Background: Previous research has predominately focused on patients with mental illness as the instigators, rather than the victims, of violence and criminal activity. However, patients with schizophrenia appear to experience a higher degree of victimization compared to general community samples. We aimed to establish the 1-month prevalence of violent and non-violent victimization in a sample of patients with schizophrenia spectrum disorders and to investigate the determinants of victimization.
Method: Reports of violent and non-violent victimization were recorded in 348 patients in Dandenong, an outer metropolitan suburb of Melbourne, Australia along with the subjective perception of patients as to their degree of protection from being robbed or attacked. Patients reporting victimization were compared with those who did not, across a range of clinical and psychosocial variables.

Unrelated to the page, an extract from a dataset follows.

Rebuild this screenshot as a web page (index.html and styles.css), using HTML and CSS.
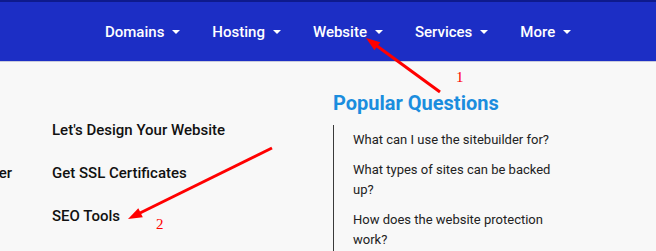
FILE: index.html
```html
<!DOCTYPE html>
<html lang="en">
	<head>
		<meta charset="utf-8">
		<title>Website menu</title>
		<link rel="stylesheet" href="styles.css">
	</head>
	<body>
		<div class="topline"></div>
		<nav class="nav">
			<a class="nav-item">Domains <span class="caret"></span></a>
			<a class="nav-item">Hosting <span class="caret"></span></a>
			<a class="nav-item">Website <span class="caret"></span></a>
			<a class="nav-item">Services <span class="caret"></span></a>
			<a class="nav-item">More <span class="caret"></span></a>
		</nav>
		<div class="content">
			<div class="col-cut">
				<div class="row"></div>
				<div class="row"><span>Website Builder</span></div>
				<div class="row"></div>
			</div>
			<div class="col-menu">
				<div class="row">Let's Design Your Website</div>
				<div class="row">Get SSL Certificates</div>
				<div class="row">SEO Tools</div>
			</div>
			<div class="col-faq">
				<h2 class="faq-title">Popular Questions</h2>
				<div class="faq-list">
					<p class="faq-item">What can I use the sitebuilder for?</p>
					<p class="faq-item">What types of sites can be backed up?</p>
					<p class="faq-item">How does the website protection work?</p>
				</div>
			</div>
		</div>
		<svg class="marks" width="656" height="251" viewBox="0 0 656 251">
			<line x1="440" y1="92" x2="377" y2="46" stroke="#f00" stroke-width="3"/>
			<polygon points="366,38 380.3,42.2 374.4,50.3" fill="#f00"/>
			<text x="456" y="82" class="mark-num">1</text>
			<line x1="272" y1="148" x2="140" y2="213" stroke="#f00" stroke-width="3"/>
			<polygon points="128,219 142.8,217.3 138.3,208.3" fill="#f00"/>
			<text x="156" y="229" class="mark-num">2</text>
		</svg>
	</body>
</html>
```

FILE: styles.css
```css
body {
	margin: 0;
	background-color: #F8F8F8;
	font-family: Roboto, "Liberation Sans", sans-serif;
	overflow: hidden;
}

.topline {
	height: 2px;
	background-color: #0E1A8C;
}

.nav {
	display: flex;
	align-items: center;
	gap: 32px;
	height: 59px;
	padding-left: 105px;
	background-color: #1C2EC5;
	border-bottom: 1px solid #C9CBDC;
}

.nav-item {
	display: flex;
	align-items: center;
	color: #FFFFFF;
	font-size: 15px;
	font-weight: 500;
}

.caret {
	width: 0;
	height: 0;
	margin-left: 8px;
	border-left: 4px solid transparent;
	border-right: 4px solid transparent;
	border-top: 4px solid #FFFFFF;
}

.content {
	display: flex;
}

.col-cut {
	width: 12px;
	padding: 58px 40px 0 0;
	overflow: hidden;
}

.col-cut .row {
	display: flex;
	justify-content: flex-end;
	white-space: nowrap;
}

.col-menu {
	width: 281px;
	padding-top: 58px;
}

.row {
	height: 20px;
	line-height: 20px;
	margin-bottom: 23px;
	font-size: 15px;
	font-weight: 500;
	color: #111111;
}

.col-faq {
	padding-top: 29px;
}

.faq-title {
	margin: 0 0 10px;
	font-size: 20px;
	line-height: 24px;
	font-weight: 700;
	color: #1B8DDE;
}

.faq-list {
	border-left: 1px solid #3A3A3A;
	padding: 5px 0 20px 19px;
	width: 205px;
}

.faq-item {
	margin: 0 0 10px;
	font-size: 13px;
	line-height: 20px;
	color: #222222;
}

.marks {
	position: absolute;
	left: 0;
	top: 0;
}

.mark-num {
	font-family: "Liberation Serif", serif;
	font-size: 15px;
	fill: #F00;
}
```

Results: 11.2% of the sample reported being the victim of non-violent crime and 4.3% the victim of violent crime in the 1-month period. 23.2% reported dissatisfaction with their protection against being attacked or robbed. The major determinant of victimization was the lack of any meaningful daily activity.
Conclusions: Patients with schizophrenia spectrum disorders are at increased risk of victimization, both of the violent and non-violent type. Further research is required to understand the pathways through which victimization occurs and to understand whether psychosocial interventions can reduce victimization in this patient population.